Because of these gremlins, first impressions are mixed, with some strong contrast and vibrancy potential being undermined by some crushing of details in dark areas and overwrought colours. The TV’s first mistake is only providing three main picture presets: Vivid, Low Power and Movie. This really doesn’t leave viewers with enough easy options to get to a well-balanced picture they like, with each preset exhibiting enough issues to make TCL’s decision not to include some kind of Standard preset that sits somewhere between the Vivid and Movie settings seem pretty bizarre. 

The default Vivid mode, for instance, is a particularly bad offender when it comes to the crushed detail in dark scenes and distractingly overwrought colours. The Movie mode fixes the lost shadow detail issue impressively well but struggles with too much red in the mix and heavy amounts of greyness over dark scenes. The low-power mode, meanwhile, is just too dark to do HDR effectively.

Fortunately, the tools are provided to fix most of what the 55C735K gets wrong out of the box. So in the Vivid mode, which is probably the all-round most enjoyable setting once you’ve got it set up right, you can bring back the lost shadow detail by increasing the black level setting to around 56, and setting the Adaptive Contrast to Low. This latter change also stops dark scenes from looking unstable, as the TV isn’t working so distractingly hard to continually adjust its light output in response to changes in image content.
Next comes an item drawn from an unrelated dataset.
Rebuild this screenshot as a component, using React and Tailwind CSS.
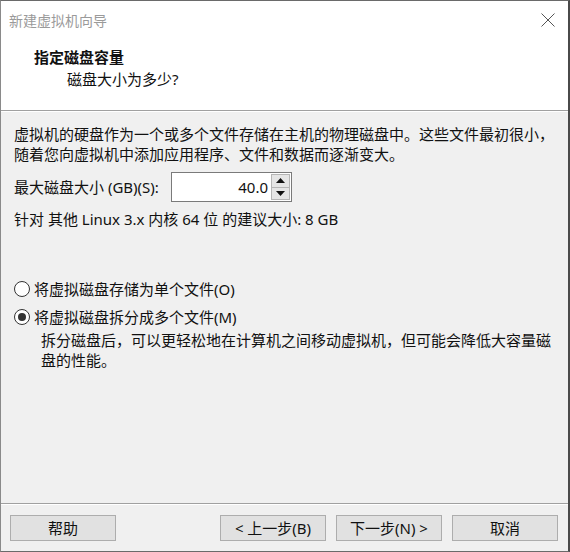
import React, { useState } from 'react';

const font = { fontFamily: '"Noto Sans", "Noto Sans CJK SC", sans-serif' };

const Radio = ({ checked, label, onClick }) => (
  <div className="flex items-center h-[20px] cursor-default" onClick={onClick}>
    <span className="w-[20px] flex justify-center ml-[11px]">
      <span className="w-[16px] h-[16px] rounded-full border border-[#333] bg-white flex items-center justify-center">
        {checked && <span className="w-[8px] h-[8px] rounded-full bg-[#333]" />}
      </span>
    </span>
    <span className="ml-[2px]">{label}</span>
  </div>
);

const Btn = ({ children, className = '' }) => (
  <button className={`h-[26px] bg-[#e1e1e1] border border-[#adadad] text-[15px] leading-none text-[#111] ${className}`}>
    {children}
  </button>
);

export default function App() {
  const [size, setSize] = useState(40.0);
  const [split, setSplit] = useState(true);

  return (
    <div
      className="w-[570px] h-[552px] flex flex-col bg-[#f0f0f0] border-l border-t border-b border-r-2 border-l-[#8a8a8a] border-t-[#6a6a6a] border-b-[#6a6a6a] border-r-[#4a4a4a] text-[15px] text-[#111] overflow-hidden"
      style={font}
    >
      {/* title + header */}
      <div className="bg-white h-[109px] shrink-0">
        <div className="flex items-center justify-between h-[38px] pl-[8px] pr-[13px]">
          <span className="text-[14px] text-[#9a9a9a]">新建虚拟机向导</span>
          <svg width="14" height="14" viewBox="0 0 14 14">
            <path d="M0.5 0.5 L13.5 13.5 M13.5 0.5 L0.5 13.5" stroke="#555" strokeWidth="1" fill="none" />
          </svg>
        </div>
        <div className="pl-[33px] leading-[22px]">
          <div className="font-bold text-[15px] mt-[7px]">指定磁盘容量</div>
          <div className="pl-[33px]">磁盘大小为多少?</div>
        </div>
      </div>
      <div className="h-[2px] shrink-0 border-t border-[#a0a0a0] bg-white" />

      {/* body */}
      <div className="flex-1 pl-[13px] pt-[12px] leading-[20px]">
        <p>虚拟机的硬盘作为一个或多个文件存储在主机的物理磁盘中。这些文件最初很小，</p>
        <p>随着您向虚拟机中添加应用程序、文件和数据而逐渐变大。</p>

        <div className="flex items-center mt-[8px]">
          <span className="w-[157px]">最大磁盘大小 (GB)(S):</span>
          <div className="flex w-[121px] h-[30px] border border-[#7a7a7a] bg-white">
            <input
              className="flex-1 min-w-0 text-right pr-[3px] outline-none bg-transparent"
              value={size.toFixed(1)}
              onChange={(e) => setSize(parseFloat(e.target.value) || 0)}
            />
            <div className="flex flex-col w-[19px] my-[1px] mr-[1px]">
              <button
                className="flex-1 bg-[#e5e5e5] border border-[#b5b5b5] flex items-center justify-center"
                onClick={() => setSize(size + 1)}
              >
                <svg width="9" height="5" viewBox="0 0 9 5"><path d="M0 5 L4.5 0 L9 5 Z" fill="#111" /></svg>
              </button>
              <button
                className="flex-1 bg-[#e5e5e5] border border-t-0 border-[#b5b5b5] flex items-center justify-center"
                onClick={() => setSize(Math.max(0, size - 1))}
              >
                <svg width="9" height="5" viewBox="0 0 9 5"><path d="M0 0 L9 0 L4.5 5 Z" fill="#111" /></svg>
              </button>
            </div>
          </div>
        </div>

        <p className="mt-[7px]">针对 其他 Linux 3.x 内核 64 位 的建议大小: 8 GB</p>

        <div className="mt-[50px] -ml-[13px]">
          <Radio checked={!split} label="将虚拟磁盘存储为单个文件(O)" onClick={() => setSplit(false)} />
          <div className="mt-[8px]">
            <Radio checked={split} label="将虚拟磁盘拆分成多个文件(M)" onClick={() => setSplit(true)} />
          </div>
          <div className="pl-[40px] mt-[3px]">
            <p>拆分磁盘后，可以更轻松地在计算机之间移动虚拟机，但可能会降低大容量磁</p>
            <p>盘的性能。</p>
          </div>
        </div>
      </div>

      {/* footer */}
      <div className="h-[2px] shrink-0 border-t border-[#a0a0a0] bg-white" />
      <div className="h-[46px] shrink-0 flex items-start pt-[10px] pl-[9px]">
        <Btn className="w-[106px]">帮助</Btn>
        <Btn className="w-[106px] ml-[104px]">&lt; 上一步(B)</Btn>
        <Btn className="w-[106px] ml-[10px]">下一步(N) &gt;</Btn>
        <Btn className="w-[106px] ml-[10px]">取消</Btn>
      </div>
    </div>
  );
}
Turning off the Dynamic Colour option in Vivid mode, meanwhile, largely fixes the overblown colours issue, especially when it comes to skin tones, which no longer look forced and plasticky. In fact, as well as looking more natural, the richest and subtlest colour areas both gain significantly more finesse and nuance, making the image look more three-dimensional and detailed. 

Adjusting the Adaptive Contrast, Black Level and Dynamic Colour settings as described does make colours look less vibrant and reduces the 55C735K’s black level performance. However, in both cases, the net outcome is a much more natural, consistent and immersive picture. In fact, the outcome is a picture that still has better black level response, better shadow detailing, and better colour than pretty much any other TV at anything like the same price. And plenty of TVs at a much higher price point, come to that.
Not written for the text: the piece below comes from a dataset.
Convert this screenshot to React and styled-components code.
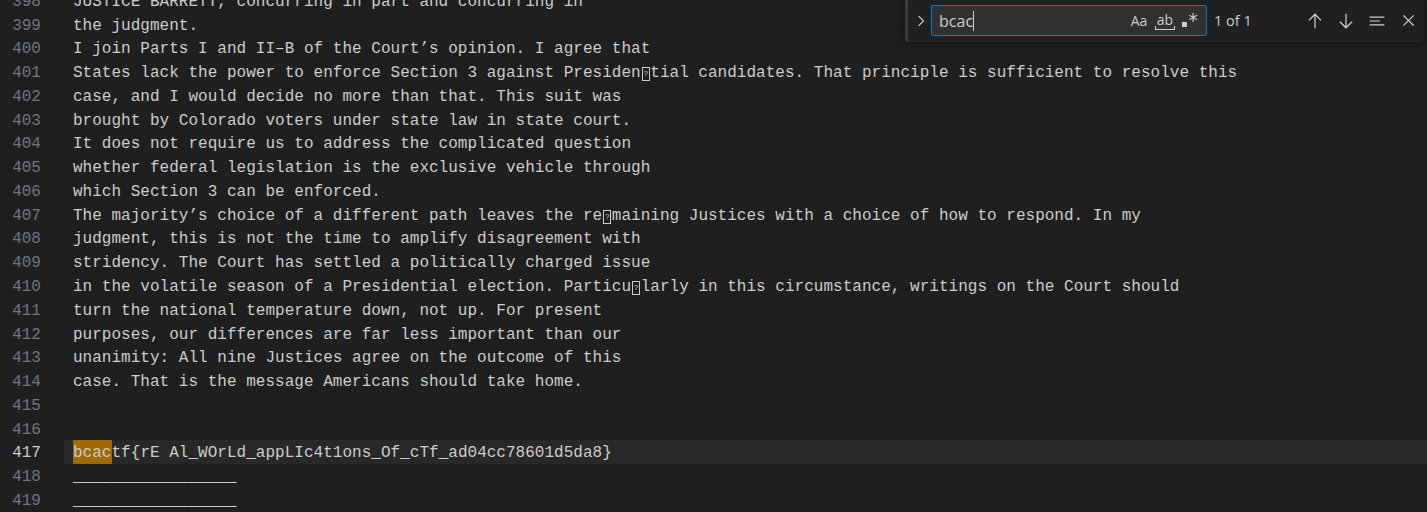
import { createGlobalStyle, styled } from "styled-components";

const GlobalStyle = createGlobalStyle`
  html, body {
    margin: 0;
    padding: 0;
    background: #1f1f1f;
    overflow: hidden;
  }
`;

const Editor = styled.div`
  position: relative;
  width: 1427px;
  height: 512px;
  overflow: hidden;
  background: #1f1f1f;
  font-family: "Liberation Mono", "DejaVu Sans Mono", monospace;
  font-size: 16px;
  letter-spacing: 0.02px;
`;

const Lines = styled.div`
  display: flex;
  flex-direction: column;
  margin-top: -11.2px;
`;

const Row = styled.div`
  display: flex;
  height: 23.78px;
  line-height: 23.78px;
  flex: none;
`;

const Gutter = styled.div`
  width: 41px;
  flex: none;
  text-align: right;
  position: relative;
  top: 2px;
  color: ${(p) => (p.$active ? "#cccccc" : "#6e7681")};
`;

const Content = styled.div`
  flex: 1;
  margin-left: 23px;
  padding-left: 9px;
  white-space: pre;
  color: #cccccc;
  background: ${(p) => (p.$active ? "#282828" : "transparent")};
`;

const Text = styled.span`
  position: relative;
  top: 2px;
`;

const Match = styled.span`
  background: #9e6a03;
  display: inline-block;
  height: 23.78px;
  margin-top: -2px;
  padding-top: 2px;
  box-sizing: border-box;
  vertical-align: top;
  line-height: 23.78px;
`;

const Missing = styled.span`
  display: inline-block;
  width: 9.6px;
  height: 23.78px;
  vertical-align: top;
  position: relative;

  &::after {
    content: "?";
    position: absolute;
    left: 1px;
    top: 5px;
    width: 6px;
    height: 12px;
    border: 1px solid #cccccc;
    font-family: "Liberation Sans", sans-serif;
    font-size: 8px;
    line-height: 12px;
    text-align: center;
    color: #cccccc;
  }
`;

const FindWidget = styled.div`
  position: absolute;
  top: 0;
  right: 3px;
  width: 519px;
  height: 42px;
  box-sizing: border-box;
  background: #202020;
  border-left: 3px solid #3c3c3c;
  border-bottom: 1px solid #2b2b2b;
  border-radius: 0 0 4px 4px;
  box-shadow: 0 0 8px 2px rgba(0, 0, 0, 0.36);
  display: flex;
  align-items: center;
  padding-left: 4px;
  font-family: "Open Sans", "Noto Sans", sans-serif;
  color: #cccccc;
`;

const Toggle = styled.div`
  width: 18px;
  display: flex;
  justify-content: center;
  color: #cccccc;
`;

const InputBox = styled.div`
  margin-left: 1px;
  width: 276px;
  height: 31px;
  box-sizing: border-box;
  border: 1px solid #0078d4;
  border-radius: 2px;
  background: #313131;
  display: flex;
  align-items: center;
  padding: 0 5px 0 7px;
`;

const Query = styled.div`
  flex: 1;
  font-size: 16px;
  color: #cccccc;
  display: flex;
  align-items: center;

  &::after {
    content: "";
    width: 1px;
    height: 20px;
    background: #cccccc;
  }
`;

const Option = styled.div`
  width: 22px;
  height: 22px;
  margin-left: ${(p) => p.$gap || 0}px;
  display: flex;
  align-items: center;
  justify-content: center;
  position: relative;
  font-size: 14px;
  color: #cccccc;
`;

const WholeWord = styled.span`
  font-size: 14px;
  position: relative;
  top: -1px;
  padding: 0 2px;
  line-height: 14px;

  &::after {
    content: "";
    position: absolute;
    left: 0;
    right: 0;
    bottom: -3px;
    height: 3px;
    border: 1px solid #cccccc;
    border-top: none;
  }
`;

const Regex = styled.span`
  display: flex;
  align-items: flex-end;
  gap: 1px;

  &::before {
    content: "";
    width: 5px;
    height: 5px;
    background: #cccccc;
    margin-bottom: 2px;
  }
`;

const Star = styled.span`
  font-size: 19px;
  line-height: 14px;
  height: 16px;
  font-family: "DejaVu Sans", sans-serif;
`;

const Count = styled.div`
  margin-left: 7px;
  width: 90px;
  font-size: 14.5px;
  color: #cccccc;
`;

const Actions = styled.div`
  display: flex;
  gap: 9px;
  margin-left: 0;
`;

const Action = styled.div`
  width: 22px;
  height: 22px;
  display: flex;
  align-items: center;
  justify-content: center;
`;

const text = [
  "JUSTICE BARRETT, concurring in part and concurring in",
  "the judgment.",
  "I join Parts I and II–B of the Court’s opinion. I agree that",
  ["States lack the power to enforce Section 3 against Presiden", "tial candidates. That principle is sufficient to resolve this"],
  "case, and I would decide no more than that. This suit was",
  "brought by Colorado voters under state law in state court.",
  "It does not require us to address the complicated question",
  "whether federal legislation is the exclusive vehicle through",
  "which Section 3 can be enforced.",
  ["The majority’s choice of a different path leaves the re", "maining Justices with a choice of how to respond. In my"],
  "judgment, this is not the time to amplify disagreement with",
  "stridency. The Court has settled a politically charged issue",
  ["in the volatile season of a Presidential election. Particu", "larly in this circumstance, writings on the Court should"],
  "turn the national temperature down, not up. For present",
  "purposes, our differences are far less important than our",
  "unanimity: All nine Justices agree on the outcome of this",
  "case. That is the message Americans should take home.",
  "",
  "",
  "FLAG",
  "_________________",
  "_________________",
];

function LineText({ value }) {
  if (Array.isArray(value)) {
    return (
      <>
        {value[0]}
        <Missing />
        {value[1]}
      </>
    );
  }
  if (value === "FLAG") {
    return (
      <>
        <Match>bcac</Match>tf{"{"}rE Al_WOrLd_appLIc4t1ons_Of_cTf_ad04cc78601d5da8{"}"}
      </>
    );
  }
  return value;
}

const Icon = ({ children, size = 16 }) => (
  <svg width={size} height={size} viewBox="0 0 16 16" fill="none" stroke="#cccccc" strokeWidth="1.1" strokeLinecap="square">
    {children}
  </svg>
);

export default function App() {
  return (
    <>
      <GlobalStyle />
      <Editor>
        <Lines>
          {text.map((line, i) => {
            const num = 398 + i;
            const active = num === 417;
            return (
              <Row key={num}>
                <Gutter $active={active}>{num}</Gutter>
                <Content $active={active}>
                  <Text>
                    <LineText value={line} />
                  </Text>
                </Content>
              </Row>
            );
          })}
        </Lines>

        <FindWidget>
          <Toggle>
            <Icon>
              <path d="M6 3.5l4.5 4.5L6 12.5" />
            </Icon>
          </Toggle>
          <InputBox>
            <Query>bcac</Query>
            <Option>Aa</Option>
            <Option $gap={4}>
              <WholeWord>ab</WholeWord>
            </Option>
            <Option $gap={3}>
              <Regex>
                <Star>*</Star>
              </Regex>
            </Option>
          </InputBox>
          <Count>1 of 1</Count>
          <Actions>
            <Action>
              <Icon size={18}>
                <path d="M8 2v12M3 7l5-5 5 5" />
              </Icon>
            </Action>
            <Action>
              <Icon size={18}>
                <path d="M8 2v12M3 9l5 5 5-5" />
              </Icon>
            </Action>
            <Action>
              <Icon size={18}>
                <path d="M2 4.5h12M2 8h8M2 11.5h12" />
              </Icon>
            </Action>
            <Action>
              <Icon size={17}>
                <path d="M3.5 3.5l9 9M12.5 3.5l-9 9" />
              </Icon>
            </Action>
          </Actions>
        </FindWidget>
      </Editor>
    </>
  );
}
The 55C735K’s pictures also have a nice 4K snap to them once the shadow detail and colour crush issues have been sorted out, and this holds up, too, when there’s movement in the frame, thanks to some impressively blur- and judder-free motion handling. 

The 55C735K’s HDR tone mapping is good enough, too, to deliver reasonable amounts of subtle shading in the brightest HDR picture areas, avoiding the excessive bleaching out of these HDR picture areas that can sometimes afflict such affordable TVs.

Probably inevitably for the 55C735K’s price, its pictures can’t get bright enough, even in Vivid mode, to deliver anything like a fully formed HDR experience. There’s also a faintly blue tone to dark scenes that you can’t eradicate without upsetting other aspects of the colour balance. And finally in the negative column, upscaling of sub-4K sources is merely adequate, lacking the sharpness and colour tone precision you get with the best upscaling processors around.

Nothing about the 55C735K’s mildly tweaked pictures, though, prevents them from being much better than they’ve any right to be for such an affordable TV. 

Sound

Budget 55 inch TV: TCL 55C735K

(Image credit: TCL)

The 55C735K’s Onkyo sound system is solid-to-good for such an affordable TV. It can go impressively loud, for starters, and it can also project that volume a healthy distance to the left and right of the TV’s bodywork, creating a wide soundstage.

The TV’s mid-range is expansive enough, too, to deliver a nicely rounded tone that doesn’t get too shrill in the trebles or too distorted or 'phutty' at the bass end. Dialogue remains clear and warm even when there’s a royal racket going on behind it, too, and the soundstage doesn’t collapse in on itself during massive movie moments like all too many built-in TV sound systems do.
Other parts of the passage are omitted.